> Directions for this task: Copy the data precisely, character for character, and leave out every picture.

> Data provided:
..........

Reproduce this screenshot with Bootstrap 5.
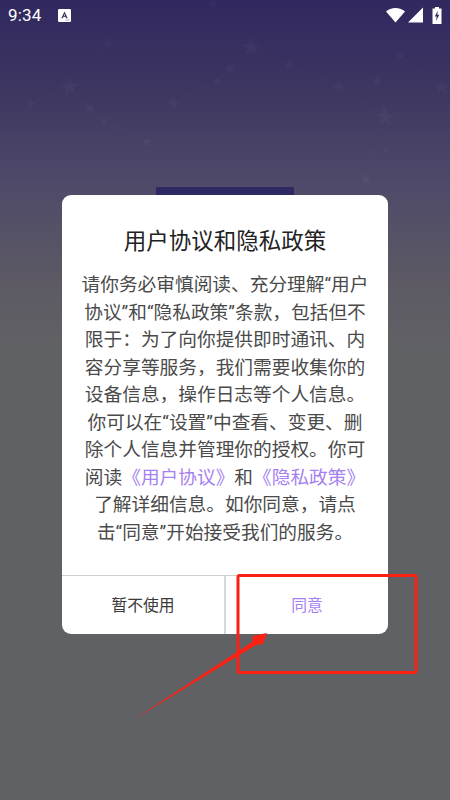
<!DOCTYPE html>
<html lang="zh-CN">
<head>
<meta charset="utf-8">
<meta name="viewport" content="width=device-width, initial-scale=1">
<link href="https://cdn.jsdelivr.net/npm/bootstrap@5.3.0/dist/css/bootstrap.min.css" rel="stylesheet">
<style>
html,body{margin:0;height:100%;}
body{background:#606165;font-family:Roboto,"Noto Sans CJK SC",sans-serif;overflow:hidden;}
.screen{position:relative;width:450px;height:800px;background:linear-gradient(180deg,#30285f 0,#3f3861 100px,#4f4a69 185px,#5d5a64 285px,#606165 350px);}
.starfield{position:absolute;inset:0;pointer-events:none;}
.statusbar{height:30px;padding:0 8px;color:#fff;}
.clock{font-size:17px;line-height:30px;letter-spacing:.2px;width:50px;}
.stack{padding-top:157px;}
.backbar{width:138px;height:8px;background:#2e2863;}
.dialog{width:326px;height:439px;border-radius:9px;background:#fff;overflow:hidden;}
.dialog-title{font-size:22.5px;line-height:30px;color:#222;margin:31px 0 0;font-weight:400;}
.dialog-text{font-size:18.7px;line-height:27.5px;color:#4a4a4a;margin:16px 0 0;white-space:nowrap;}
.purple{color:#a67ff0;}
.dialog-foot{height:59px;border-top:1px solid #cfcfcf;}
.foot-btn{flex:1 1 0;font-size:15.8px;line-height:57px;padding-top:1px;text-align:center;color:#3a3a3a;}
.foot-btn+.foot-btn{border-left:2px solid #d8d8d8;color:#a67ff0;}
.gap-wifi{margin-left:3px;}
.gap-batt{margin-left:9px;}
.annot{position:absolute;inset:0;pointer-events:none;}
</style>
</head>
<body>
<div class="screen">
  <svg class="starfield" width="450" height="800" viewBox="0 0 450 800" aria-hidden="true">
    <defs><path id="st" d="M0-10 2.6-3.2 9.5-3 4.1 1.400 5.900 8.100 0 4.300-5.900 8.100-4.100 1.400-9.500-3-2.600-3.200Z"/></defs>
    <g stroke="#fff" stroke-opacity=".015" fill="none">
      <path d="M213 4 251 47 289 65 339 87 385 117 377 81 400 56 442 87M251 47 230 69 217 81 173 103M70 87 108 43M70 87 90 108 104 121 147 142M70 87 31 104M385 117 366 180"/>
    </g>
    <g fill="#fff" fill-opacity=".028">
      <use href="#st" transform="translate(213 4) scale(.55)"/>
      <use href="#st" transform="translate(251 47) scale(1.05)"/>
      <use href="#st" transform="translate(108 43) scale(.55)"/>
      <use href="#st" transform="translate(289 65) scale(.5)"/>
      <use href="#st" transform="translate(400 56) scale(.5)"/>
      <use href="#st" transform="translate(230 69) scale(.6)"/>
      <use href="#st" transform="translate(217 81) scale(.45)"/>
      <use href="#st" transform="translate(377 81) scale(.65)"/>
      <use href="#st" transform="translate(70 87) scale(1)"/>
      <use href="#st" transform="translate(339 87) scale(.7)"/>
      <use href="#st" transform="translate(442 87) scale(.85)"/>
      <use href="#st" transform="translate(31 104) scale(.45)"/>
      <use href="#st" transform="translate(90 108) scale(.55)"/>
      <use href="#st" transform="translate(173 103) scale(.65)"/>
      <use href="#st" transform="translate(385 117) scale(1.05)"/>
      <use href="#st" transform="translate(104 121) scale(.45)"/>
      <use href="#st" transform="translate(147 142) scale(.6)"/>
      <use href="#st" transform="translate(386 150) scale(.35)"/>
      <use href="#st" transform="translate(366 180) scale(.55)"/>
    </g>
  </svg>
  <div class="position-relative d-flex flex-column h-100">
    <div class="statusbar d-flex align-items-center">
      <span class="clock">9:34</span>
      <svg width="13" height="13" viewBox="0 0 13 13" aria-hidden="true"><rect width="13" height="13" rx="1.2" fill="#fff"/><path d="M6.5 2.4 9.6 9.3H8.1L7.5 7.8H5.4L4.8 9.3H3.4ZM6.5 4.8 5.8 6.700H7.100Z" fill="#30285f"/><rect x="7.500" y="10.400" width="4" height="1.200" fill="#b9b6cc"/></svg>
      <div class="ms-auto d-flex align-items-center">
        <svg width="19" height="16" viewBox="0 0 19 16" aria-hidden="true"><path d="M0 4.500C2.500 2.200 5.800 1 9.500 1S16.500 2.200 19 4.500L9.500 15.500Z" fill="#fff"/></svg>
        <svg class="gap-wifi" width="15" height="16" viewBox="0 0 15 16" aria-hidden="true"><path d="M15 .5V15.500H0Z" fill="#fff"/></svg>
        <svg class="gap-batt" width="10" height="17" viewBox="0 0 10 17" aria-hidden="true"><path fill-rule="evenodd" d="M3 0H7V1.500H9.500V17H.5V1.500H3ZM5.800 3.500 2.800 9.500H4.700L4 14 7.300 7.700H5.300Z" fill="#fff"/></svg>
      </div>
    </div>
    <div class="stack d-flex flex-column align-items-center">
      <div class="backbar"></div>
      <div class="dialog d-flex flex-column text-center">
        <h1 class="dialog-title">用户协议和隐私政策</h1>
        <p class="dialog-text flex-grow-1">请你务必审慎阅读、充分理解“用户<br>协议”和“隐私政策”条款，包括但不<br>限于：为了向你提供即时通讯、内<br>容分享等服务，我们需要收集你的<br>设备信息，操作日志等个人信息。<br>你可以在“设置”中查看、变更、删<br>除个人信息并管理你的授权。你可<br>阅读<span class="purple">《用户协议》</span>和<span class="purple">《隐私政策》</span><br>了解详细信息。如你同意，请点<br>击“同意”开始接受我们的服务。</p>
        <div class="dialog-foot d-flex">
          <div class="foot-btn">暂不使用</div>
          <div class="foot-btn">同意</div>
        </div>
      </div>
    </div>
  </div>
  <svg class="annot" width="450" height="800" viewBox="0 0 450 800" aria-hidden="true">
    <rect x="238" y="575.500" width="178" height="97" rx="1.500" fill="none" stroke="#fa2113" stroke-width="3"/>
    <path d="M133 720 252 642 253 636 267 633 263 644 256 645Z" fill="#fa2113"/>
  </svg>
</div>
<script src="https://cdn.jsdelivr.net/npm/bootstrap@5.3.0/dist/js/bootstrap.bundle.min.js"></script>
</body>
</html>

..........

> The output:
Reproduce this screenshot with Bootstrap 5.
<!DOCTYPE html>
<html lang="zh-CN">
<head>
<meta charset="utf-8">
<meta name="viewport" content="width=device-width, initial-scale=1">
<link href="https://cdn.jsdelivr.net/npm/bootstrap@5.3.0/dist/css/bootstrap.min.css" rel="stylesheet">
<style>
html,body{margin:0;height:100%;}
body{background:#606165;font-family:Roboto,"Noto Sans CJK SC",sans-serif;overflow:hidden;}
.screen{position:relative;width:450px;height:800px;background:linear-gradient(180deg,#30285f 0,#3f3861 100px,#4f4a69 185px,#5d5a64 285px,#606165 350px);}
.starfield{position:absolute;inset:0;pointer-events:none;}
.statusbar{height:30px;padding:0 8px;color:#fff;}
.clock{font-size:17px;line-height:30px;letter-spacing:.2px;width:50px;}
.stack{padding-top:157px;}
.backbar{width:138px;height:8px;background:#2e2863;}
.dialog{width:326px;height:439px;border-radius:9px;background:#fff;overflow:hidden;}
.dialog-title{font-size:22.5px;line-height:30px;color:#222;margin:31px 0 0;font-weight:400;}
.dialog-text{font-size:18.7px;line-height:27.5px;color:#4a4a4a;margin:16px 0 0;white-space:nowrap;}
.purple{color:#a67ff0;}
.dialog-foot{height:59px;border-top:1px solid #cfcfcf;}
.foot-btn{flex:1 1 0;font-size:15.8px;line-height:57px;padding-top:1px;text-align:center;color:#3a3a3a;}
.foot-btn+.foot-btn{border-left:2px solid #d8d8d8;color:#a67ff0;}
.gap-wifi{margin-left:3px;}
.gap-batt{margin-left:9px;}
.annot{position:absolute;inset:0;pointer-events:none;}
</style>
</head>
<body>
<div class="screen">
  <svg class="starfield" width="450" height="800" viewBox="0 0 450 800" aria-hidden="true">
    <defs><path id="st" d="M0-10 2.6-3.2 9.5-3 4.1 1.400 5.900 8.100 0 4.300-5.900 8.100-4.100 1.400-9.500-3-2.600-3.200Z"/></defs>
    <g stroke="#fff" stroke-opacity=".015" fill="none">
      <path d="M213 4 251 47 289 65 339 87 385 117 377 81 400 56 442 87M251 47 230 69 217 81 173 103M70 87 108 43M70 87 90 108 104 121 147 142M70 87 31 104M385 117 366 180"/>
    </g>
    <g fill="#fff" fill-opacity=".028">
      <use href="#st" transform="translate(213 4) scale(.55)"/>
      <use href="#st" transform="translate(251 47) scale(1.05)"/>
      <use href="#st" transform="translate(108 43) scale(.55)"/>
      <use href="#st" transform="translate(289 65) scale(.5)"/>
      <use href="#st" transform="translate(400 56) scale(.5)"/>
      <use href="#st" transform="translate(230 69) scale(.6)"/>
      <use href="#st" transform="translate(217 81) scale(.45)"/>
      <use href="#st" transform="translate(377 81) scale(.65)"/>
      <use href="#st" transform="translate(70 87) scale(1)"/>
      <use href="#st" transform="translate(339 87) scale(.7)"/>
      <use href="#st" transform="translate(442 87) scale(.85)"/>
      <use href="#st" transform="translate(31 104) scale(.45)"/>
      <use href="#st" transform="translate(90 108) scale(.55)"/>
      <use href="#st" transform="translate(173 103) scale(.65)"/>
      <use href="#st" transform="translate(385 117) scale(1.05)"/>
      <use href="#st" transform="translate(104 121) scale(.45)"/>
      <use href="#st" transform="translate(147 142) scale(.6)"/>
      <use href="#st" transform="translate(386 150) scale(.35)"/>
      <use href="#st" transform="translate(366 180) scale(.55)"/>
    </g>
  </svg>
  <div class="position-relative d-flex flex-column h-100">
    <div class="statusbar d-flex align-items-center">
      <span class="clock">9:34</span>
      <svg width="13" height="13" viewBox="0 0 13 13" aria-hidden="true"><rect width="13" height="13" rx="1.2" fill="#fff"/><path d="M6.5 2.4 9.6 9.3H8.1L7.5 7.8H5.4L4.8 9.3H3.4ZM6.5 4.8 5.8 6.700H7.100Z" fill="#30285f"/><rect x="7.500" y="10.400" width="4" height="1.200" fill="#b9b6cc"/></svg>
      <div class="ms-auto d-flex align-items-center">
        <svg width="19" height="16" viewBox="0 0 19 16" aria-hidden="true"><path d="M0 4.500C2.500 2.200 5.800 1 9.500 1S16.500 2.200 19 4.500L9.500 15.500Z" fill="#fff"/></svg>
        <svg class="gap-wifi" width="15" height="16" viewBox="0 0 15 16" aria-hidden="true"><path d="M15 .5V15.500H0Z" fill="#fff"/></svg>
        <svg class="gap-batt" width="10" height="17" viewBox="0 0 10 17" aria-hidden="true"><path fill-rule="evenodd" d="M3 0H7V1.500H9.500V17H.5V1.500H3ZM5.800 3.500 2.800 9.500H4.700L4 14 7.300 7.700H5.300Z" fill="#fff"/></svg>
      </div>
    </div>
    <div class="stack d-flex flex-column align-items-center">
      <div class="backbar"></div>
      <div class="dialog d-flex flex-column text-center">
        <h1 class="dialog-title">用户协议和隐私政策</h1>
        <p class="dialog-text flex-grow-1">请你务必审慎阅读、充分理解“用户<br>协议”和“隐私政策”条款，包括但不<br>限于：为了向你提供即时通讯、内<br>容分享等服务，我们需要收集你的<br>设备信息，操作日志等个人信息。<br>你可以在“设置”中查看、变更、删<br>除个人信息并管理你的授权。你可<br>阅读<span class="purple">《用户协议》</span>和<span class="purple">《隐私政策》</span><br>了解详细信息。如你同意，请点<br>击“同意”开始接受我们的服务。</p>
        <div class="dialog-foot d-flex">
          <div class="foot-btn">暂不使用</div>
          <div class="foot-btn">同意</div>
        </div>
      </div>
    </div>
  </div>
  <svg class="annot" width="450" height="800" viewBox="0 0 450 800" aria-hidden="true">
    <rect x="238" y="575.500" width="178" height="97" rx="1.500" fill="none" stroke="#fa2113" stroke-width="3"/>
    <path d="M133 720 252 642 253 636 267 633 263 644 256 645Z" fill="#fa2113"/>
  </svg>
</div>
<script src="https://cdn.jsdelivr.net/npm/bootstrap@5.3.0/dist/js/bootstrap.bundle.min.js"></script>
</body>
</html>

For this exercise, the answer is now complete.